**What you have to do:** Give only the number of lines in the records that include the string "html".

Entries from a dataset
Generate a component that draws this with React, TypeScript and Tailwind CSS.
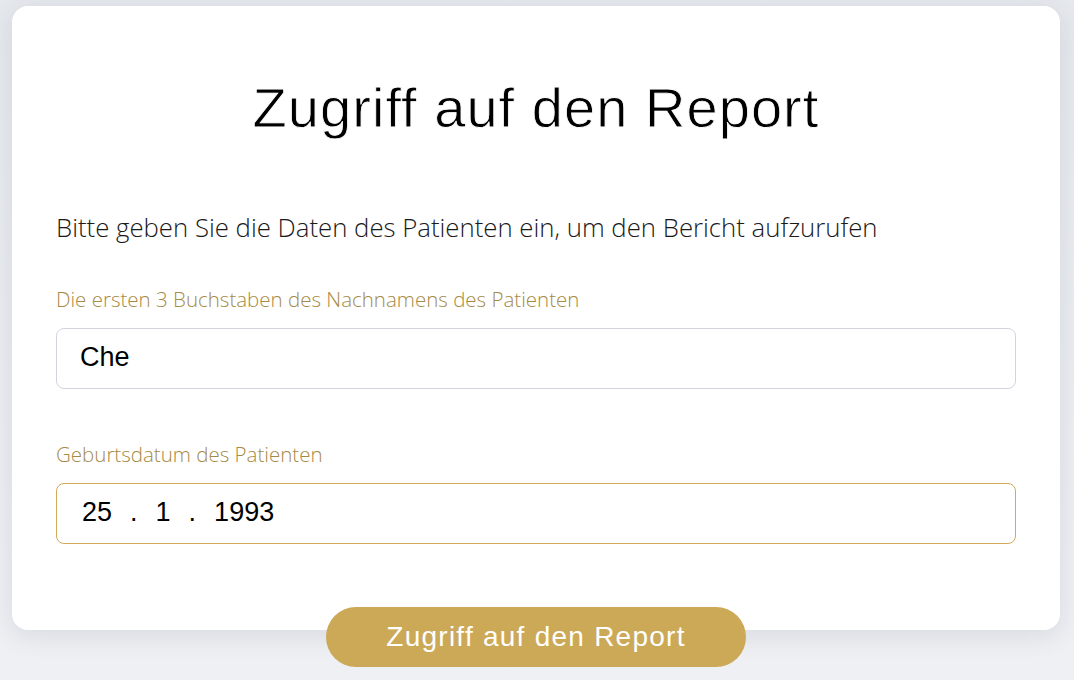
import React from "react";

export default function App() {
  return (
    <div className="min-h-[680px] w-full bg-gradient-to-b from-[#e5e8ed] to-[#eff0f4] pt-[6px] pl-[12px] pr-[14px] overflow-hidden">
      <div className="flex flex-col items-center">
        <div className="w-full rounded-[16px] bg-white shadow-[0_6px_24px_rgba(60,70,90,0.12)] px-[44px] pt-[70px] pb-[86px]">
          <h1 className="text-center text-[56px] leading-[64px] font-normal text-black tracking-[1.05px] [-webkit-text-stroke:0.8px_#fff] [font-family:'Liberation_Sans',Arial,sans-serif]">
            Zugriff auf den Report
          </h1>
          <p className="mt-[70px] text-[25.75px] leading-[34px] font-light text-[#1a1a1a] [font-family:'Open_Sans',sans-serif]">
            Bitte geben Sie die Daten des Patienten ein, um den Bericht aufzurufen
          </p>
          <label className="block mt-[42px] text-[20.5px] leading-[26px] font-light text-[#a58a45] [font-family:'Open_Sans',sans-serif]">
            Die ersten 3 Buchstaben des Nachnamens des Patienten
          </label>
          <div className="mt-[16px] h-[61px] rounded-[8px] border border-[#d3d3e2] flex items-center px-[23px] pb-[3px] text-[27px] text-black [font-family:'Liberation_Sans',Arial,sans-serif]">
            Che
          </div>
          <label className="block mt-[52px] text-[20.5px] leading-[26px] font-light text-[#a58a45] [font-family:'Open_Sans',sans-serif]">
            Geburtsdatum des Patienten
          </label>
          <div className="mt-[16px] h-[61px] rounded-[8px] border border-[#cfaa5c] flex items-center px-[25px] pb-[3px] text-[27px] text-black [font-family:'Liberation_Sans',Arial,sans-serif]">
            <span>25</span>
            <span className="ml-[18px]">.</span>
            <span className="ml-[18px]">1</span>
            <span className="ml-[18px]">.</span>
            <span className="ml-[18px]">1993</span>
          </div>
        </div>
        <button className="-mt-[23px] h-[60px] w-[420px] rounded-full bg-[#cca956] text-white text-[28px] [font-family:'Liberation_Sans',Arial,sans-serif] tracking-[1.25px]">
          Zugriff auf den Report
        </button>
      </div>
    </div>
  );
}
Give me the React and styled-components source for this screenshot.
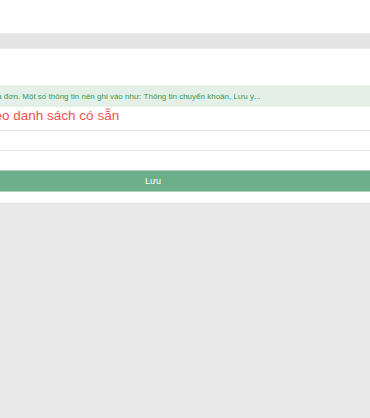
import styled, { createGlobalStyle } from 'styled-components'

const Global = createGlobalStyle`
  html, body { margin: 0; padding: 0; background: #e9e9e9; overflow: hidden; }
  body { font-family: "Liberation Sans", Arial, sans-serif; }
`

const Page = styled.div`display: flex; flex-direction: column; width: 100%; min-height: 418px;`,
  TopBar = styled.div`height: 33px; background: #fff;`,
  Gap = styled.div`height: 16px; background: #e3e3e3; border-top: 1px solid #ececec; border-bottom: 1px solid #ececec; box-sizing: border-box;`,
  Card = styled.div`background: #fff; margin-left: -96px; width: 498px; box-sizing: border-box; padding: 36px 16px 11px; display: flex; flex-direction: column; box-shadow: 0 1px 2px rgba(0,0,0,0.05);`,
  Note = styled.div`background: #e4efe8; color: #339a58; font-size: 8px; height: 22px; display: flex; align-items: center; padding-left: 13px; white-space: nowrap;`,
  Hint = styled.div`color: #f4504c; font-size: 13.5px; line-height: 17px; text-indent: -5px; white-space: nowrap;`,
  Input = styled.input`margin-top: 6px; height: 21px; border: 1px solid #e8e8ec; box-sizing: border-box; outline: none; background: #fff;`,
  Button = styled.button`margin-top: 19px; height: 22px; background: #6daf8a; border: 1px solid #a9d3bb; color: #fff; font-family: inherit; font-size: 9px; cursor: pointer;`

export default function App() {
  return (
    <Page>
      <Global />
      <TopBar />
      <Gap />
      <Card>
        <Note>Ghi chú in cuối hóa đơn. Một số thông tin nên ghi vào như: Thông tin chuyển khoản, Lưu ý...</Note>
        <Hint>Hoặc chọn theo danh sách có sẵn</Hint>
        <Input />
        <Button>Lưu</Button>
      </Card>
    </Page>
  )
}
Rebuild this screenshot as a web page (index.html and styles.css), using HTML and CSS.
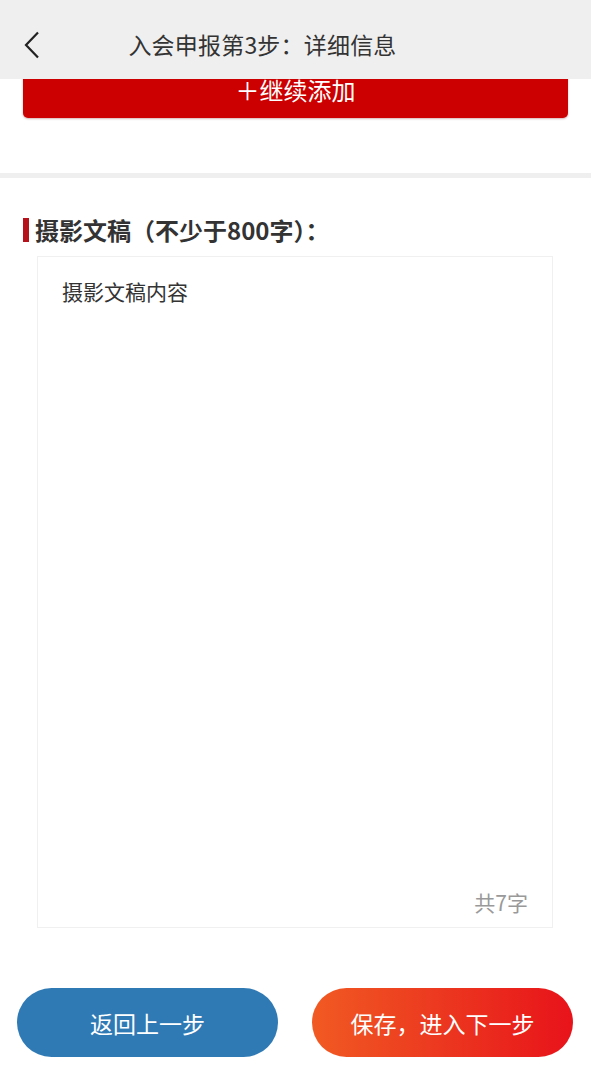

**Problem solution:** 2